- Breed: Thoroughbred
- Sire: Troubled Area
- Grandsire: Pago Pago
- Dam: Doc's Last Dollar
- Maternal grandsire: Tudorich
- Sex: Gelding
- Foaled: 1976
- Country: USA
- Colour: Bay, star & snip
- Trainer: Bruce Davidson

= Dr. Peaches =

Event horse

Dr. Peaches was a horse ridden by American Bruce Davidson in the sport of eventing.

Dr. Peaches was found as a yearling for Davidson by Robert Tindle. The horse was attacked by a stallion when a foal, which caused him to be nervous round other horses, although he was a very well-tempered horse with a lot of character. However, Davidson created a partnership and the pair had an outstanding career.

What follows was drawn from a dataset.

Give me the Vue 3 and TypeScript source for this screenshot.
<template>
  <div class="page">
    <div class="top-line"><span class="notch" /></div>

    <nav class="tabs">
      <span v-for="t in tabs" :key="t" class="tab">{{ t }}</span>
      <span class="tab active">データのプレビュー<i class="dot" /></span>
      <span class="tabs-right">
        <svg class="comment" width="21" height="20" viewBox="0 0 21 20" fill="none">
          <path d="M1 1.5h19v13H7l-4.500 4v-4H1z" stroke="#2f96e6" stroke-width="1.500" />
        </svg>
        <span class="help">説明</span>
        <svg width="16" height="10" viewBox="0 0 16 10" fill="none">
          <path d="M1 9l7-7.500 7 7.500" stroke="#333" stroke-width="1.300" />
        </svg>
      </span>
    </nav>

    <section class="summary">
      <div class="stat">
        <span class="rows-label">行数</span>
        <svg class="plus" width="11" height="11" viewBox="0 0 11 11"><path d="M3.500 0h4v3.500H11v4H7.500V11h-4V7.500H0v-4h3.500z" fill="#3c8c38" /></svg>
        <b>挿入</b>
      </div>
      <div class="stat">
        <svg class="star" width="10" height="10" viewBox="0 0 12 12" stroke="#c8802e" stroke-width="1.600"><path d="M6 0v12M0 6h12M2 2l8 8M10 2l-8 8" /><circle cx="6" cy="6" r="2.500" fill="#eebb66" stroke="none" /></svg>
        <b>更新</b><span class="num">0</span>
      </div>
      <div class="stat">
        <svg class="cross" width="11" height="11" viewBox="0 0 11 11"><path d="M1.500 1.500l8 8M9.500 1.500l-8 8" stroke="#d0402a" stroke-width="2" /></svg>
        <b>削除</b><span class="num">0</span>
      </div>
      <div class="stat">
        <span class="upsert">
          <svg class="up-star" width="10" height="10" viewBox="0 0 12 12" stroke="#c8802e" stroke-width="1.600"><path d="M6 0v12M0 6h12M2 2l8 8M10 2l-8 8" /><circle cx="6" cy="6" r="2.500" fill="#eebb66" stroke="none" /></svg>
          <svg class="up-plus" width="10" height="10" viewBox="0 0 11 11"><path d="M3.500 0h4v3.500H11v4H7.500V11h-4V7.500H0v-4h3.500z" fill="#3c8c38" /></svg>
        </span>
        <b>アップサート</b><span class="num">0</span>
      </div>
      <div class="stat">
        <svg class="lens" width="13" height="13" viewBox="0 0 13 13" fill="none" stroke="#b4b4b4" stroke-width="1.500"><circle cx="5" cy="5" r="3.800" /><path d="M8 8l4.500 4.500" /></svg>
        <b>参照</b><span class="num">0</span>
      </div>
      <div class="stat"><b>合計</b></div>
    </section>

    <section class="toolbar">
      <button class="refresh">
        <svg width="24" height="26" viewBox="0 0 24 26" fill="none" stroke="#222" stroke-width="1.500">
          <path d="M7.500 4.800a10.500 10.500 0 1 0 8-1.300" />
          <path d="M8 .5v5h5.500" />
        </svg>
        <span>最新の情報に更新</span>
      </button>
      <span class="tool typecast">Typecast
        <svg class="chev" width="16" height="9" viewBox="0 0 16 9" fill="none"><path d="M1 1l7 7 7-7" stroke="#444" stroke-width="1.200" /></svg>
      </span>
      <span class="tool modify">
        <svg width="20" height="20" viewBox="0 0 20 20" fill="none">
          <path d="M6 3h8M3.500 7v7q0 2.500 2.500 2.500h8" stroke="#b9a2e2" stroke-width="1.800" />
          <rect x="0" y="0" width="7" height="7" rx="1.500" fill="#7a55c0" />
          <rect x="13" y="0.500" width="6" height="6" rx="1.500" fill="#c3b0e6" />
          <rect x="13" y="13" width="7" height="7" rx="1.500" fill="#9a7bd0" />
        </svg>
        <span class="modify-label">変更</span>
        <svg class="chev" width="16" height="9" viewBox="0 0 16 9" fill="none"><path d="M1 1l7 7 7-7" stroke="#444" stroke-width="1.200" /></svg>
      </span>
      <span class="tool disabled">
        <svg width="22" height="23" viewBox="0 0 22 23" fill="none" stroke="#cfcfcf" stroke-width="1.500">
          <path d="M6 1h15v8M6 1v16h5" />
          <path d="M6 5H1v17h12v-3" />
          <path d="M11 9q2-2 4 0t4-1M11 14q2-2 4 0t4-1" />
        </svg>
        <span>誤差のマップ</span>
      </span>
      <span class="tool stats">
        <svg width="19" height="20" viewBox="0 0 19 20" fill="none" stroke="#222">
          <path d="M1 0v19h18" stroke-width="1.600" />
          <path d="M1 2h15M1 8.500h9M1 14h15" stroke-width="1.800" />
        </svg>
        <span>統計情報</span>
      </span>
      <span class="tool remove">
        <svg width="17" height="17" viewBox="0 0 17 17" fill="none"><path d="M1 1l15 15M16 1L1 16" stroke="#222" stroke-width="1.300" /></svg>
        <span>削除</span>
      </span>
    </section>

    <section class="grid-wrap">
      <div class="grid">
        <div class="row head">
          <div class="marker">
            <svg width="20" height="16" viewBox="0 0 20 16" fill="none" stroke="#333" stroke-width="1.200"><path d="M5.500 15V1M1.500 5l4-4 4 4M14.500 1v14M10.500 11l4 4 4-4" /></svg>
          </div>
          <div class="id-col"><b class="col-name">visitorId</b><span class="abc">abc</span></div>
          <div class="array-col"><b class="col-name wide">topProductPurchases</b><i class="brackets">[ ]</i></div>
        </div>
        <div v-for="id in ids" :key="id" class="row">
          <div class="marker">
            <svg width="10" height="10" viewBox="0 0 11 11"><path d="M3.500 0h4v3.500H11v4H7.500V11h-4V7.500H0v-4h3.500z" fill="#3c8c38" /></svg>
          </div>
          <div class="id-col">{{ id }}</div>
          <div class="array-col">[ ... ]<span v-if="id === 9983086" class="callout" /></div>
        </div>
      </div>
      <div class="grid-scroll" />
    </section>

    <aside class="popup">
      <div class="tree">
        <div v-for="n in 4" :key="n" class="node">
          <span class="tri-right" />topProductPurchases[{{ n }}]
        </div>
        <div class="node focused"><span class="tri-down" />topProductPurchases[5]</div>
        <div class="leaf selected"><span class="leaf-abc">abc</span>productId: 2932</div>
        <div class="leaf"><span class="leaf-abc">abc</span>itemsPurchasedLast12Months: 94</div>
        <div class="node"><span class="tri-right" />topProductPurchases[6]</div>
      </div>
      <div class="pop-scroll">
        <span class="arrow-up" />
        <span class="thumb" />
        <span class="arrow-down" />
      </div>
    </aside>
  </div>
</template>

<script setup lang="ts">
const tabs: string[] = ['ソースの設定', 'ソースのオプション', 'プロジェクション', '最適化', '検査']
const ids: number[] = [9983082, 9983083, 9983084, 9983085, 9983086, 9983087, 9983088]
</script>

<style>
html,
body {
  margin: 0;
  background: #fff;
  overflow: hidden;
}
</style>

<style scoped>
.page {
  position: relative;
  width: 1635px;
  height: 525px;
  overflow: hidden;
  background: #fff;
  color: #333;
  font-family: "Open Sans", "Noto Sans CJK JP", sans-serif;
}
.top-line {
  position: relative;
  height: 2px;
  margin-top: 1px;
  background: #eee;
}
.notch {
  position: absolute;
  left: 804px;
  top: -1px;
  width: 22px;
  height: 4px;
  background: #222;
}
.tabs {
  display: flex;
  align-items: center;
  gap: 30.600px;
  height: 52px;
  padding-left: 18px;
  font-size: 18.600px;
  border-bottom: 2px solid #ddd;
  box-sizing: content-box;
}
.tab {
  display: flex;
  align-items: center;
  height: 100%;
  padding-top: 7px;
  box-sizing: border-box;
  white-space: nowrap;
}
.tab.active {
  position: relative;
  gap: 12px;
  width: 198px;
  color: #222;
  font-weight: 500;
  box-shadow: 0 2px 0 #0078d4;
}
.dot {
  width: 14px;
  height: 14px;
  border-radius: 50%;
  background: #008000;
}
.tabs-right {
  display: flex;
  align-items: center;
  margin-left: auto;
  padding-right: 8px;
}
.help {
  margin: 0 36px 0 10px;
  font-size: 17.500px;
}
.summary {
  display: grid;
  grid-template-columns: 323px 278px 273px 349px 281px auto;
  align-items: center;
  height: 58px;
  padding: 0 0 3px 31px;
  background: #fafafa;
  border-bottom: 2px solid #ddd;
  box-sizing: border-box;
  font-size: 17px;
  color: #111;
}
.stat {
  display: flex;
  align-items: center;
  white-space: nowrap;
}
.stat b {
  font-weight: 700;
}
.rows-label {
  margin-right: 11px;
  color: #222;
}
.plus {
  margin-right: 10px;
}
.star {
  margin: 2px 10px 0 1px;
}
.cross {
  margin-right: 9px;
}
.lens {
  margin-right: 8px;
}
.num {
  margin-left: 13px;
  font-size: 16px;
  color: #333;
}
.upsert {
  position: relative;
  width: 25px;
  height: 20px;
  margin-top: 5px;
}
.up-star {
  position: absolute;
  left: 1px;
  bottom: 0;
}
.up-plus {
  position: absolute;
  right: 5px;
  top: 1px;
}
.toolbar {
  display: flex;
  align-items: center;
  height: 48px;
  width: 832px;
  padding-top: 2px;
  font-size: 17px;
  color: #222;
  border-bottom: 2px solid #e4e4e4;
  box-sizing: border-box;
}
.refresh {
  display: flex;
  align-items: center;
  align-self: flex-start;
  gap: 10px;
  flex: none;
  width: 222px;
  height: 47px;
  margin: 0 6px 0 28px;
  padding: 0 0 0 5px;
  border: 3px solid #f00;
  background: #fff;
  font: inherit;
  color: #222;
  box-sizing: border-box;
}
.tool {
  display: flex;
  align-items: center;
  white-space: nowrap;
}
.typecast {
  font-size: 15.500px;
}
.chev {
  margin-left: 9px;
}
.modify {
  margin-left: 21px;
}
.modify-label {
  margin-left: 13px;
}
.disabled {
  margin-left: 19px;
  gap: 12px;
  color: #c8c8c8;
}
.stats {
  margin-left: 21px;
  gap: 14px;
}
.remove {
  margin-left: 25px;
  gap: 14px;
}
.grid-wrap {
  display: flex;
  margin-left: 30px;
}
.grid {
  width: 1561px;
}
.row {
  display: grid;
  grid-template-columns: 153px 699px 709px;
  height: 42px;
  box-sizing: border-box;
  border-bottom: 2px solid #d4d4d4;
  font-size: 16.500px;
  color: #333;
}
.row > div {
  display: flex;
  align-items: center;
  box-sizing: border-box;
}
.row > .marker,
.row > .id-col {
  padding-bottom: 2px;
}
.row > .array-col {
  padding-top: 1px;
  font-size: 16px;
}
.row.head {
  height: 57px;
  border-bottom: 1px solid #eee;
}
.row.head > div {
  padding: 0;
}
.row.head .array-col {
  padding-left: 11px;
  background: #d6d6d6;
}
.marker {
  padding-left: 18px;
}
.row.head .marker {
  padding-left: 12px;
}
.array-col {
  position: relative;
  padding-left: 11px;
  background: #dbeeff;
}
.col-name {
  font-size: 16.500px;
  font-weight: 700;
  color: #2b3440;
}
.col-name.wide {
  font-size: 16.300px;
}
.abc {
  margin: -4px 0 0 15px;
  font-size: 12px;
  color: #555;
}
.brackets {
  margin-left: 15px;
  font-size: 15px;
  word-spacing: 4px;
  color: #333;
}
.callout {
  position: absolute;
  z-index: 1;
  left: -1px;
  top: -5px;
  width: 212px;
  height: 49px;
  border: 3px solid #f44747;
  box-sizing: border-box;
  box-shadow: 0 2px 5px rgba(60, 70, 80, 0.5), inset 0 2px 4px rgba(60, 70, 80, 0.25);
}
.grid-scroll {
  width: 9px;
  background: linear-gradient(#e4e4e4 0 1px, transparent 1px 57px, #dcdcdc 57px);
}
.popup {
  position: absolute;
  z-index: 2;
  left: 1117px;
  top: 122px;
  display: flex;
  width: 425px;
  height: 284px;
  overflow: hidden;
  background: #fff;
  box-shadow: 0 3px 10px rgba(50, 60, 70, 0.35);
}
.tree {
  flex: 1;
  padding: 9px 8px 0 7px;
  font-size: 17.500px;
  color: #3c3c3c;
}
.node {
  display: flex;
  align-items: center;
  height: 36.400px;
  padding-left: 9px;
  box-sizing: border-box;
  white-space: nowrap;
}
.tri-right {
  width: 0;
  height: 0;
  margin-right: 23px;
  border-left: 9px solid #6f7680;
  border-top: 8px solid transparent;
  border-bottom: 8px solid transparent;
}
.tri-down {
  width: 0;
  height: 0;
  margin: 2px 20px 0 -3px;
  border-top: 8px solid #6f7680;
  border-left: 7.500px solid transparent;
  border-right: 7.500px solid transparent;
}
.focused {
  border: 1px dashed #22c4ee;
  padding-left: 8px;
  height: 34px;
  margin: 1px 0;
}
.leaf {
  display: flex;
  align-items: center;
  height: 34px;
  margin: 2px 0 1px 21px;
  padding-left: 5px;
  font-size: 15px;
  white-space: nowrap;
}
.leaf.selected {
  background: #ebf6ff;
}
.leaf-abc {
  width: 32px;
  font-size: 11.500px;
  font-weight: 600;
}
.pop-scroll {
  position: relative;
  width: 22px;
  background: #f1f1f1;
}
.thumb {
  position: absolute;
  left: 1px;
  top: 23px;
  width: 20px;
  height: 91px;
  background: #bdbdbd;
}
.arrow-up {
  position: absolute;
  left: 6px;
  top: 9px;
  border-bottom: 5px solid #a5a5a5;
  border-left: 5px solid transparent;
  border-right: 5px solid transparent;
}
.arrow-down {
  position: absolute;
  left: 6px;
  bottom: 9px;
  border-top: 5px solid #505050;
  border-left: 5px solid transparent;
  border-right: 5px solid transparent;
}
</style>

Dr. Peaches was ranked number 6 on the list of Top Ten All American High Point Event Horses of the Century. He also won the Rolex Kentucky Three Day a record three times (now tied with Winsome Andante): in 1984, 1988, and 1989. In his 1984 run, the gelding completed cross country with the second fastest time, only one second slower than Davidson's other mount, Beacon Charm. He was also within the optimum time in 1988, after Davidson rode him with two broken ribs.
Dr. Peaches lived into his mid-twenties.